Snap's photo-sharing app Snapchat will lose users in the US for the first time this year, suggesting the company's latest efforts to broaden its audience with new features like gaming won't revive growth in the short-term.
Snapchat will have 77.5 million monthly US users in 2019, a 2.8 per cent decline from a year earlier, according to industry analyst EMarketer. The research firm pointed toward fans' lingering dissatisfaction with a redesign of the app and significantly lowered its projections from those made six months ago. It now predicts that Snap's user growth will level off in 2020.
"The methodology of EMarketer's recent forecast is flawed," Snap said in a statement. "The report does not factor in key recent developments at Snap, such as our revamped Android app, or reference our statement in February that we do not anticipate a sequential decline in our daily active user total in the first quarter 2019."
Last year, the company suffered from executive turnover and reaction to the redesign. Facebook's photo-sharing app, Instagram, also unveiled features that mimicked those of Snapchat, luring away users, EMarketer said.
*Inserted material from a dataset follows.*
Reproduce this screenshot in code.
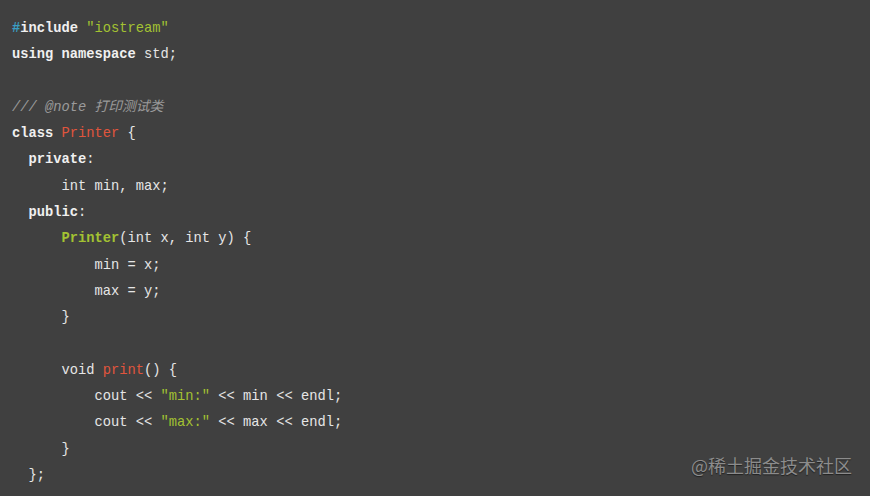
const kw = "font-bold text-[#f0f0f0]";
const str = "text-[#a3c232]";
const red = "text-[#e0553d]";

export default function App() {
  return (
    <div className="relative w-[870px] h-[496px] overflow-hidden bg-[#404040]">
      <pre
        className="pl-[12px] pt-[16px] text-[13.75px] leading-[26.3px] text-[#e6e6e6]"
        style={{ fontFamily: '"Liberation Mono", "DejaVu Sans Mono", "Noto Sans CJK SC", monospace' }}
      >
        <div><span className="font-bold text-[#3a9ec4]">#</span><span className={kw}>include</span> <span className={str}>"iostream"</span></div>
        <div><span className={kw}>using</span> <span className={kw}>namespace</span> std;</div>
        <div>&nbsp;</div>
        <div className="italic text-[#9a9a9a]">/// @note 打印测试类</div>
        <div><span className={kw}>class</span> <span className={red}>Printer</span> {"{"}</div>
        <div>  <span className={kw}>private</span>:</div>
        <div>      int min, max;</div>
        <div>  <span className={kw}>public</span>:</div>
        <div>      <span className="font-bold text-[#a3c232]">Printer</span>(int x, int y) {"{"}</div>
        <div>          min = x;</div>
        <div>          max = y;</div>
        <div>      {"}"}</div>
        <div>&nbsp;</div>
        <div>      void <span className={red}>print</span>() {"{"}</div>
        <div>          cout {"<<"} <span className={str}>"min:"</span> {"<<"} min {"<<"} endl;</div>
        <div>          cout {"<<"} <span className={str}>"max:"</span> {"<<"} max {"<<"} endl;</div>
        <div>      {"}"}</div>
        <div>  {"};"}</div>
      </pre>
      <div
        className="absolute right-[18px] bottom-[17px] text-[18px] text-[#8c8c8c] [text-shadow:0_1px_1px_rgba(0,0,0,0.5)]"
        style={{ fontFamily: '"Noto Sans CJK SC", "Noto Sans", sans-serif' }}
      >
        @稀土掘金技术社区
      </div>
    </div>
  );
}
Snap's shares plummeted 70 per cent by late December from its 2017 IPO price, as investors became increasingly sceptical the company could improve its financial results and grow amid stiff competition.
"Many users didn't like how Stories and chats were mixed together in a confusing redesign that went into effect in late 2017 and was broadly available by early 2018," EMarketer forecasting analyst Showmik Podder said Wednesday in a statement. "The backlash was so severe that Snapchat was forced to scale back some of the changes just a few months later."